Original Local: Indigenous Foods, Stories and Recipes from the Upper Midwest
- Author: Heid E. Erdrich
- Language: English
- Subject: Native American cuisine
- Genre: Cookbook
- Publisher: Minnesota Historical Society Press
- Publication date: October 2013
- Publication place: United States
- Media type: Book
- Pages: 264
- ISBN: 978-0873518949

= Original Local =

2013 cookbook by Heid E. Erdrich

Original Local: Indigenous Foods, Stories and Recipes from the Upper Midwest is a recipe/collage book written by Heid E. Erdrich and published by the MN Historical Society Press in Minneapolis, Minnesota. Heid E. Sherman is a member of the North Dakota Turtle Mountain Band of the Ojibwe people (and also half-German), currently based in South Minneapolis. Her cookbook explores native american cuisine and indigenous ingredients within a globally-aware framework that includes stories, recollections, and anecdotes.

==Origins==
Original Local grew out of the "locavore" movement—the push to buy and consume locally grown food. Heid noticed that, in all the enthusiasm in the Midwest within that movement, there was a complete lack of awareness about the foods' indigenous origins. She started working with the Minnesota Historical Society Press on a project to address that gap, and that grew into this complete work. Other work in this 'return to healthy indigenous eating' space includes Foods of the Americas: Native Recipes and Traditions, written by husband/wife team Fernando Divina and Marlene Divina and published by the Smithsonian National Museum of the American Indian when it opened in 2004, and The Sioux Chef's Indigenous Kitchen by Sean Sherman and Beth Dooley in 2017, a 2006 Television Series called 'Seasoned With Spirit: A Native Cook's Journey with Loretta Barrett Oden', organizations including Native Seeds/SEARCH and the International Institute of Indigenous Science-Indigenous Permaculture, and various groups focusing on sustainable agriculture.

==Cuisine==
The cookbook also takes some poetic license with the concepts of authentic traditions - Erdrich challenges limitations and incorporates dynamic, contemporary ingredients and cooking styles. The book showcases a spectrum of Ojibwe, Ho-Chunk, Menominee, Potawatomi and Mandan gardeners and harvesters; while also incorporating styles and ingredients from other continents. Among the heritage ingredients Erdrich explored are mandaamin (corn) and actual wild rice, which the Anishinaabe people call manoomin - a very different creature from the cultivated, hard black rice that bears the name in stores in the area. "The tastes range from astringent and grassy to smoky and nutty," Erdrich explains. Another is Sumac, "a great seasoning or you can make drinks from it – Indian Kool-Aid, they call it. I love it on popcorn. I say in the book to make a seasoning from sumac and maple sugar, put it in a shaker, and use it on everything."

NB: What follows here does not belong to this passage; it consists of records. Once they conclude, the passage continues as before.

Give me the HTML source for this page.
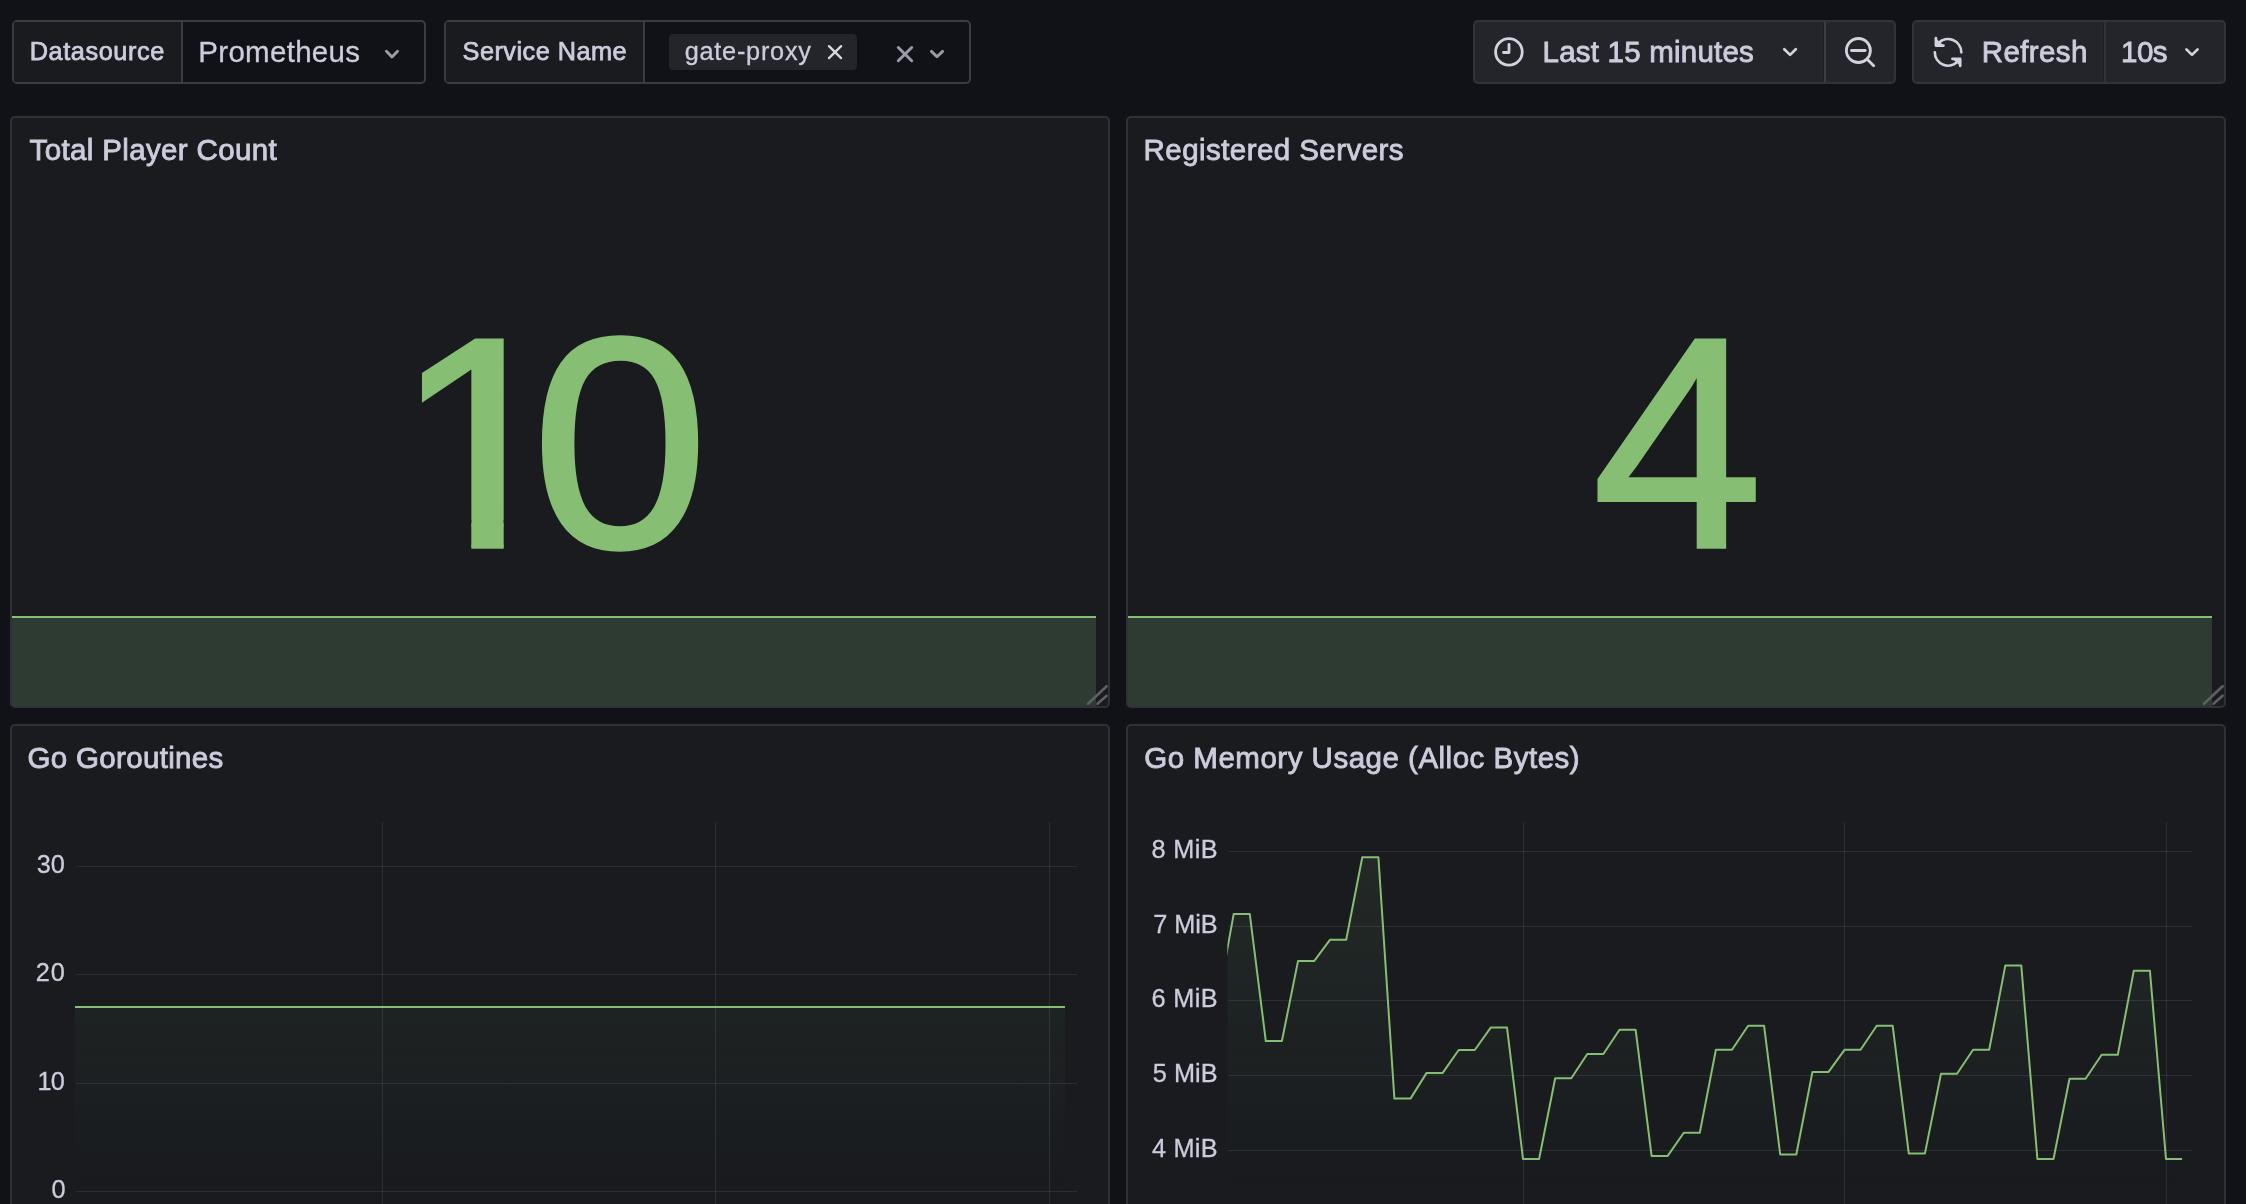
<!DOCTYPE html>
<html lang="en"><head><meta charset="utf-8"><title>Gate Proxy Dashboard</title>
<style>
html,body{margin:0;padding:0;background:#111217;}
body{width:2246px;height:1204px;overflow:hidden;position:relative;font-family:"Liberation Sans", sans-serif;color:#ccccdc}
.b{position:absolute;box-sizing:border-box}
.panel{background:#191b1f;border:2px solid #2f3137;border-radius:5px}
.grp{border:2px solid #3a3b43;border-radius:5px;background:#111217}
.lab{background:#191b1f;border-right:2px solid #3a3b43;top:0;bottom:0;left:0}
.btn{background:#23252a;border:2px solid #323339;border-radius:5px}
.div{top:0;bottom:0;width:2px;background:#323339}
.dk{top:0;bottom:0;width:1.5px;background:#1d1f24}
.chip{background:#23252a;border-radius:4px}
</style></head><body>
<div class="b grp" style="left:12px;top:20px;width:414px;height:64px"><div class="b lab" style="width:169px;height:60px"></div></div>
<div class="b grp" style="left:444px;top:20px;width:527px;height:64px"><div class="b lab" style="width:199px;height:60px"></div></div>
<div class="b chip" style="left:669px;top:34px;width:188px;height:36px"></div>
<div class="b btn" style="left:1473px;top:20px;width:423px;height:64px"><div class="b dk" style="left:347.5px;height:60px"></div><div class="b div" style="left:349px;height:60px;background:#3d3e44"></div></div>
<div class="b btn" style="left:1912px;top:20px;width:314px;height:64px"><div class="b dk" style="left:188.5px;height:60px"></div><div class="b div" style="left:190px;height:60px"></div></div>
<div class="b panel" style="left:10px;top:116px;width:1100px;height:592px"></div>
<div class="b panel" style="left:1126px;top:116px;width:1100px;height:592px"></div>
<div class="b panel" style="left:10px;top:724px;width:1100px;height:600px"></div>
<div class="b panel" style="left:1126px;top:724px;width:1100px;height:600px"></div>
<svg width="2246" height="1204" viewBox="0 0 2246 1204" style="position:absolute;left:0;top:0;will-change:transform;font-family:'Liberation Sans',sans-serif">
<defs>
<linearGradient id="gfill" gradientUnits="userSpaceOnUse" x1="0" y1="822.5" x2="0" y2="1192"><stop offset="0" stop-color="#86be73" stop-opacity="0.1"/><stop offset="1" stop-color="#86be73" stop-opacity="0"/></linearGradient>
<clipPath id="c3"><rect x="75.5" y="822" width="1002" height="382"/></clipPath>
<clipPath id="c4"><rect x="1227.3" y="822" width="965" height="370"/></clipPath>
</defs>
<rect x="12" y="617" width="1084" height="89" fill="#2e3b32"/>
<rect x="12" y="616" width="1084" height="2" fill="#86be73"/>
<rect x="1128" y="617" width="1084" height="89" fill="#2e3b32"/>
<rect x="1128" y="616" width="1084" height="2" fill="#86be73"/>
<g stroke="#5d5f65" stroke-width="2.6" stroke-linecap="round"><line x1="1088" y1="703.8" x2="1106.6" y2="686.2"/><line x1="1097.5" y1="703.8" x2="1106.6" y2="695.8"/></g>
<g stroke="#5d5f65" stroke-width="2.6" stroke-linecap="round"><line x1="2204" y1="703.8" x2="2222.6" y2="686.2"/><line x1="2213.5" y1="703.8" x2="2222.6" y2="695.8"/></g>
<clipPath id="cone"><path clip-rule="evenodd" d="M300 250H800V600H300Z M400 520H471.3V560H400Z M503.7 520H558V560H503.7Z"/></clipPath>
<g clip-path="url(#cone)"><text transform="translate(393.5,546.8) scale(1.06,1)" x="0 130.3" y="0" style="font-size:300px;fill:#86be73;stroke:#86be73;stroke-width:4px;paint-order:stroke;stroke-linejoin:miter">10</text></g>
<text transform="translate(1592.5,546.8) scale(1.02,1)" x="0" y="0" style="font-size:300px;fill:#86be73;stroke:#86be73;stroke-width:4px;paint-order:stroke;stroke-linejoin:miter">4</text>
<rect x="76" y="866" width="1001" height="1" fill="rgba(240,250,255,0.085)"/>
<rect x="76" y="974" width="1001" height="1" fill="rgba(240,250,255,0.085)"/>
<rect x="76" y="1083" width="1001" height="1" fill="rgba(240,250,255,0.085)"/>
<rect x="76" y="1191" width="1001" height="1" fill="rgba(240,250,255,0.085)"/>
<rect x="382" y="822" width="1" height="382" fill="rgba(240,250,255,0.085)"/>
<rect x="715" y="822" width="1" height="382" fill="rgba(240,250,255,0.085)"/>
<rect x="1049" y="822" width="1" height="382" fill="rgba(240,250,255,0.085)"/>
<rect x="75" y="1007" width="990" height="185" fill="url(#gfill)"/>
<rect x="75" y="1006" width="990" height="2" fill="#86be73"/>
<text x="36.75" y="873.1" text-anchor="start" style="font-size:25.3px;letter-spacing:0.031px;fill:#ccccdc;font-weight:400;stroke:#ccccdc;stroke-width:0.3px;">30</text>
<text x="35.75" y="981.2" text-anchor="start" style="font-size:25.3px;letter-spacing:1.031px;fill:#ccccdc;font-weight:400;stroke:#ccccdc;stroke-width:0.3px;">20</text>
<text x="37.38" y="1089.7" text-anchor="start" style="font-size:25.3px;letter-spacing:-0.6px;fill:#ccccdc;font-weight:400;stroke:#ccccdc;stroke-width:0.3px;">10</text>
<text x="51.55" y="1198.4" text-anchor="start" style="font-size:25.3px;letter-spacing:0px;fill:#ccccdc;font-weight:400;stroke:#ccccdc;stroke-width:0.3px;">0</text>
<rect x="1228" y="851" width="964" height="1" fill="rgba(240,250,255,0.085)"/>
<rect x="1228" y="926" width="964" height="1" fill="rgba(240,250,255,0.085)"/>
<rect x="1228" y="1000" width="964" height="1" fill="rgba(240,250,255,0.085)"/>
<rect x="1228" y="1075" width="964" height="1" fill="rgba(240,250,255,0.085)"/>
<rect x="1228" y="1150" width="964" height="1" fill="rgba(240,250,255,0.085)"/>
<rect x="1523" y="822" width="1" height="382" fill="rgba(240,250,255,0.085)"/>
<rect x="1844" y="822" width="1" height="382" fill="rgba(240,250,255,0.085)"/>
<rect x="2166" y="822" width="1" height="382" fill="rgba(240,250,255,0.085)"/>
<g clip-path="url(#c4)"><polygon points="1218.0,1204 1218.0,1000.0 1233.7,914.0 1249.8,914.0 1265.8,1041.0 1281.9,1041.0 1298.0,961.1 1314.1,961.1 1330.1,939.7 1346.2,939.7 1362.3,857.2 1378.4,857.2 1394.4,1098.6 1410.5,1098.6 1426.6,1072.9 1442.7,1072.9 1458.7,1050.0 1474.8,1050.0 1490.9,1027.4 1507.0,1027.4 1523.0,1159.0 1539.1,1159.0 1555.2,1078.3 1571.3,1078.3 1587.3,1054.0 1603.4,1054.0 1619.5,1029.7 1635.6,1029.7 1651.6,1155.9 1667.7,1155.9 1683.8,1132.7 1699.8,1132.7 1715.9,1049.8 1732.0,1049.8 1748.1,1025.8 1764.1,1025.8 1780.2,1154.5 1796.3,1154.5 1812.4,1072.1 1828.4,1072.1 1844.5,1049.8 1860.6,1049.8 1876.7,1025.8 1892.7,1025.8 1908.8,1153.6 1924.9,1153.6 1941.0,1073.7 1957.0,1073.7 1973.1,1049.8 1989.2,1049.8 2005.3,965.6 2021.3,965.6 2037.4,1159.0 2053.5,1159.0 2069.5,1078.8 2085.6,1078.8 2101.7,1054.8 2117.8,1054.8 2133.8,970.7 2149.9,970.7 2166.0,1159.0 2182.1,1159.0 2182.1,1204" fill="url(#gfill)"/><polyline points="1218.0,1000.0 1233.7,914.0 1249.8,914.0 1265.8,1041.0 1281.9,1041.0 1298.0,961.1 1314.1,961.1 1330.1,939.7 1346.2,939.7 1362.3,857.2 1378.4,857.2 1394.4,1098.6 1410.5,1098.6 1426.6,1072.9 1442.7,1072.9 1458.7,1050.0 1474.8,1050.0 1490.9,1027.4 1507.0,1027.4 1523.0,1159.0 1539.1,1159.0 1555.2,1078.3 1571.3,1078.3 1587.3,1054.0 1603.4,1054.0 1619.5,1029.7 1635.6,1029.7 1651.6,1155.9 1667.7,1155.9 1683.8,1132.7 1699.8,1132.7 1715.9,1049.8 1732.0,1049.8 1748.1,1025.8 1764.1,1025.8 1780.2,1154.5 1796.3,1154.5 1812.4,1072.1 1828.4,1072.1 1844.5,1049.8 1860.6,1049.8 1876.7,1025.8 1892.7,1025.8 1908.8,1153.6 1924.9,1153.6 1941.0,1073.7 1957.0,1073.7 1973.1,1049.8 1989.2,1049.8 2005.3,965.6 2021.3,965.6 2037.4,1159.0 2053.5,1159.0 2069.5,1078.8 2085.6,1078.8 2101.7,1054.8 2117.8,1054.8 2133.8,970.7 2149.9,970.7 2166.0,1159.0 2182.1,1159.0" fill="none" stroke="#86be73" stroke-width="2" stroke-linejoin="round"/></g>
<text x="1151.55" y="858.0" text-anchor="start" style="font-size:25.3px;letter-spacing:0.328px;fill:#ccccdc;font-weight:400;stroke:#ccccdc;stroke-width:0.3px;">8 MiB</text>
<text x="1153.25" y="932.8" text-anchor="start" style="font-size:25.3px;letter-spacing:-0.097px;fill:#ccccdc;font-weight:400;stroke:#ccccdc;stroke-width:0.3px;">7 MiB</text>
<text x="1151.55" y="1007.0" text-anchor="start" style="font-size:25.3px;letter-spacing:0.328px;fill:#ccccdc;font-weight:400;stroke:#ccccdc;stroke-width:0.3px;">6 MiB</text>
<text x="1152.75" y="1081.7" text-anchor="start" style="font-size:25.3px;letter-spacing:0.028px;fill:#ccccdc;font-weight:400;stroke:#ccccdc;stroke-width:0.3px;">5 MiB</text>
<text x="1152.05" y="1156.9" text-anchor="start" style="font-size:25.3px;letter-spacing:0.203px;fill:#ccccdc;font-weight:400;stroke:#ccccdc;stroke-width:0.3px;">4 MiB</text>
<text x="29.62" y="159.8" text-anchor="start" style="font-size:29.5px;letter-spacing:0.359px;fill:#ccccdc;font-weight:400;stroke:#ccccdc;stroke-width:0.85px;">Total Player Count</text>
<text x="1143.62" y="159.8" text-anchor="start" style="font-size:29.5px;letter-spacing:0.436px;fill:#ccccdc;font-weight:400;stroke:#ccccdc;stroke-width:0.85px;">Registered Servers</text>
<text x="27.53" y="768.1" text-anchor="start" style="font-size:29.5px;letter-spacing:0.329px;fill:#ccccdc;font-weight:400;stroke:#ccccdc;stroke-width:0.85px;">Go Goroutines</text>
<text x="1144.33" y="768.1" text-anchor="start" style="font-size:29.5px;letter-spacing:0.499px;fill:#ccccdc;font-weight:400;stroke:#ccccdc;stroke-width:0.85px;">Go Memory Usage (Alloc Bytes)</text>
<text x="29.68" y="60.3" text-anchor="start" style="font-size:25.3px;letter-spacing:0.584px;fill:#ccccdc;font-weight:400;stroke:#ccccdc;stroke-width:0.75px;">Datasource</text>
<text x="198.35" y="62" text-anchor="start" style="font-size:29.5px;letter-spacing:0.289px;fill:#ccccdc;font-weight:400;stroke:#ccccdc;stroke-width:0.3px;">Prometheus</text>
<text x="462.57" y="60.3" text-anchor="start" style="font-size:25.3px;letter-spacing:0.478px;fill:#ccccdc;font-weight:400;stroke:#ccccdc;stroke-width:0.75px;">Service Name</text>
<text x="684.65" y="60.3" text-anchor="start" style="font-size:25.3px;letter-spacing:0.759px;fill:#ccccdc;font-weight:400;stroke:#ccccdc;stroke-width:0.3px;">gate-proxy</text>
<text x="1542.62" y="62.1" text-anchor="start" style="font-size:29.5px;letter-spacing:0.21px;fill:#ccccdc;font-weight:400;stroke:#ccccdc;stroke-width:0.85px;">Last 15 minutes</text>
<text x="1981.72" y="62.1" text-anchor="start" style="font-size:29.5px;letter-spacing:0.394px;fill:#ccccdc;font-weight:400;stroke:#ccccdc;stroke-width:0.85px;">Refresh</text>
<text x="2121.12" y="62.1" text-anchor="start" style="font-size:29.5px;letter-spacing:-0.581px;fill:#ccccdc;font-weight:400;stroke:#ccccdc;stroke-width:0.85px;">10s</text>
<polyline points="386.4,51.2 392.0,57.0 397.6,51.2" fill="none" stroke="#9b9ba8" stroke-width="2.9" stroke-linecap="round" stroke-linejoin="round"/>
<polyline points="931.4,51.4 937.0,56.8 942.6,51.4" fill="none" stroke="#9b9ba8" stroke-width="2.9" stroke-linecap="round" stroke-linejoin="round"/>
<polyline points="1784.3,49.3 1790.05,54.9 1795.8,49.3" fill="none" stroke="#d2d2e0" stroke-width="2.7" stroke-linecap="round" stroke-linejoin="round"/>
<polyline points="2186.4,49.4 2192.0,54.9 2197.6,49.4" fill="none" stroke="#d2d2e0" stroke-width="2.7" stroke-linecap="round" stroke-linejoin="round"/>
<g stroke="#d8d8e6" stroke-width="2.3" stroke-linecap="round"><line x1="829.0" y1="46.1" x2="841.1" y2="58.1"/><line x1="829.0" y1="58.1" x2="841.1" y2="46.1"/></g>
<g stroke="#9b9ba8" stroke-width="3.0" stroke-linecap="round"><line x1="898.3" y1="47.5" x2="911.7" y2="60.7"/><line x1="898.3" y1="60.7" x2="911.7" y2="47.5"/></g>
<g fill="none" stroke="#d2d2e0" stroke-width="2.8" stroke-linecap="round" stroke-linejoin="round"><circle cx="1508.9" cy="51.9" r="13.3"/><polyline points="1509,44.5 1509,52.5 1503.5,52.5"/></g>
<g fill="none" stroke="#d2d2e0" stroke-width="2.8" stroke-linecap="round"><circle cx="1858.4" cy="50.5" r="12"/><line x1="1867.2" y1="59.3" x2="1873.7" y2="65.8"/><line x1="1851.5" y1="50.5" x2="1865.2" y2="50.5"/></g>
<g fill="none" stroke="#d2d2e0" stroke-width="2.7" stroke-linecap="round" stroke-linejoin="round">
<path d="M1938.4 43.2 A13.3 13.3 0 0 1 1961.3 52.3"/><path d="M1934.8 52.3 A13.3 13.3 0 0 0 1958 61.2"/>
<polyline points="1935.9,38.2 1935.9,45.6 1943.5,45.6" fill="#d2d2e0"/><polyline points="1952.4,58.8 1960.2,58.8 1960.2,66" fill="#d2d2e0"/></g>
</svg>
</body></html>
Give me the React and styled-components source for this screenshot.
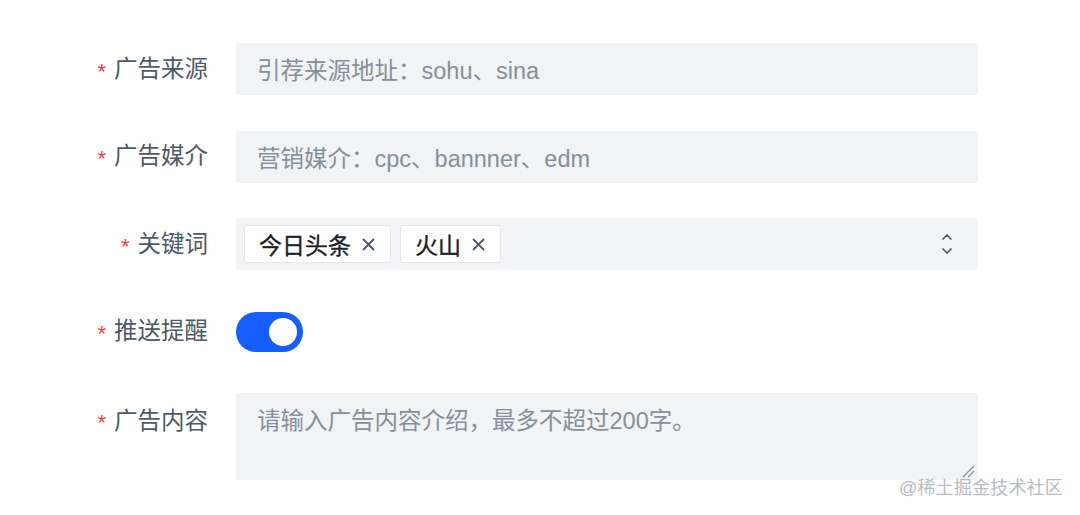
import React from 'react';
import styled, { createGlobalStyle } from 'styled-components';

const GlobalStyle = createGlobalStyle`
  html, body {
    margin: 0;
    padding: 0;
    background: #ffffff;
  }
  body {
    font-family: "Liberation Sans", "Noto Sans CJK SC", sans-serif;
  }
`;

const Page = styled.div`
  position: relative;
  width: 1080px;
  height: 515px;
  overflow: hidden;
  background: #fff;
`;

const Form = styled.form`
  display: grid;
  grid-template-columns: 208px 742px;
  column-gap: 28px;
  row-gap: 35.5px;
  padding-top: 43px;
`;

const Label = styled.label`
  display: flex;
  align-items: ${({ $top }) => ($top ? 'flex-start' : 'center')};
  justify-content: flex-end;
  height: ${({ $top }) => ($top ? 'auto' : '52px')};
  padding-top: ${({ $top }) => ($top ? '12px' : '0')};
  font-size: 23.5px;
  color: #4e5969;
  line-height: 1.4;
`;

const Star = styled.span`
  color: #f53f3f;
  font-size: 22px;
  margin-right: 8px;
  position: relative;
  top: 3px;
`;

const Field = styled.div`
  display: flex;
  align-items: center;
  height: 52px;
  background: #f2f3f5;
  border-radius: 3px;
  padding: 0 21px;
  font-size: 23.5px;
  color: #86909c;
  box-sizing: border-box;
`;

const TagField = styled(Field)`
  padding: 0 24px 0 8px;
  gap: 9px;
`;

const Tag = styled.span`
  display: inline-flex;
  align-items: center;
  gap: 10px;
  height: 38px;
  padding: 0 14px;
  box-sizing: border-box;
  background: #fff;
  border: 1px solid #e5e6eb;
  border-radius: 3px;
  font-size: 23px;
  color: #1d2129;
`;

const TagText = styled.span`
  -webkit-text-stroke: 0.35px #1d2129;
`;

const Close = styled.span`
  display: inline-flex;
  color: #4e5969;
`;

const Arrows = styled.span`
  margin-left: auto;
  display: inline-flex;
  color: #4e5969;
`;

const SwitchRow = styled.div`
  display: flex;
  align-items: center;
  height: 52px;
`;

const Switch = styled.div`
  width: 67px;
  height: 40px;
  border-radius: 20px;
  background: #165dff;
  display: flex;
  align-items: center;
  justify-content: flex-end;
  padding: 0 6px;
  box-sizing: border-box;
`;

const Knob = styled.span`
  width: 28px;
  height: 28px;
  border-radius: 50%;
  background: #fff;
`;

const TextArea = styled.div`
  position: relative;
  height: 87px;
  background: #f2f3f5;
  border-radius: 3px;
  padding: 11px 21px;
  box-sizing: border-box;
  font-size: 23.5px;
  line-height: 1.5;
  color: #86909c;
`;

const Resize = styled.svg`
  position: absolute;
  right: 3px;
  bottom: 2px;
`;

const Watermark = styled.div`
  position: absolute;
  right: 17px;
  bottom: 16px;
  font-size: 18px;
  color: #b8bcc4;
  letter-spacing: 0.2px;
`;

const XIcon = () => (
  <svg width="15" height="15" viewBox="0 0 15 15" fill="none" stroke="currentColor" strokeWidth="1.8">
    <path d="M2 2L13 13M13 2L2 13" />
  </svg>
);

const Required = ({ children, top }) => (
  <Label $top={top}>
    <Star>*</Star>
    {children}
  </Label>
);

const App = () => {
  return (
    <Page>
      <GlobalStyle />
      <Form>
        <Required>广告来源</Required>
        <Field>引荐来源地址：sohu、sina</Field>

        <Required>广告媒介</Required>
        <Field>营销媒介：cpc、bannner、edm</Field>

        <Required>关键词</Required>
        <TagField>
          <Tag>
            <TagText>今日头条</TagText>
            <Close><XIcon /></Close>
          </Tag>
          <Tag>
            <TagText>火山</TagText>
            <Close><XIcon /></Close>
          </Tag>
          <Arrows>
            <svg width="14" height="26" viewBox="0 0 14 26" fill="none" stroke="currentColor" strokeWidth="1.7" strokeLinecap="round" strokeLinejoin="round">
              <path d="M3 8L7 4L11 8" />
              <path d="M3 18L7 22L11 18" />
            </svg>
          </Arrows>
        </TagField>

        <Required>推送提醒</Required>
        <SwitchRow>
          <Switch><Knob /></Switch>
        </SwitchRow>

        <Required top>广告内容</Required>
        <TextArea>
          请输入广告内容介绍，最多不超过200字。
          <Resize width="14" height="14" viewBox="0 0 14 14" fill="none" stroke="#86909c" strokeWidth="1.2">
            <path d="M2 13L13 2M7 13L13 7" />
          </Resize>
        </TextArea>
      </Form>
      <Watermark>@稀土掘金技术社区</Watermark>
    </Page>
  );
};

export default App;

Erdrich also looks at the geo-political context of the ingredients she includes when relevant. The topic of freshwater fish includes a discussion of "shifts in climate and threats to water purity as it reveals the deep relationship between Ojibwe people and indigenous fish species such as Ginoozhii, the Muskie, Ogaa, the Walleye, and Adikamig, Whitefish."

==Format==
Coming from a family of writers (including her sister, Louise Erdrich - renowned contemporary Native American writer) Heid is primarily a poet. Original Locals chapters are structured by food groups, but within that structure the content is more of a collage. Each recipe's 'headnote' incorporates Heid's poetic writing style, and there are essays, interviews, cooking tips and notes throughout. “Writing about cooking is a lot like poetry to me – interesting and emotional and evocative and condensed. So is cooking itself … themes and carrying certain flavors and matching things together," says Erdrich

==Reception==
From a Madison, Wisconsin publication, "Poet Heid E. Erdrich does not consider herself a cook or even a foodie, but you wouldn’t know it by the appetizing recipes and edifying tales in her salute to the native foods of the Great Lakes and Great Plains." Oliver Pollack of Mid West Review describes Heid's creations as 'fusion recipes combining local sources and lore, and twenty-first-century palates..'.

In including Original Local in its 2014 10 Best Local Cookbooks and Food Guides list, Minneapolis City Pages called it, "a soulful cookbook for the Midwestern heart."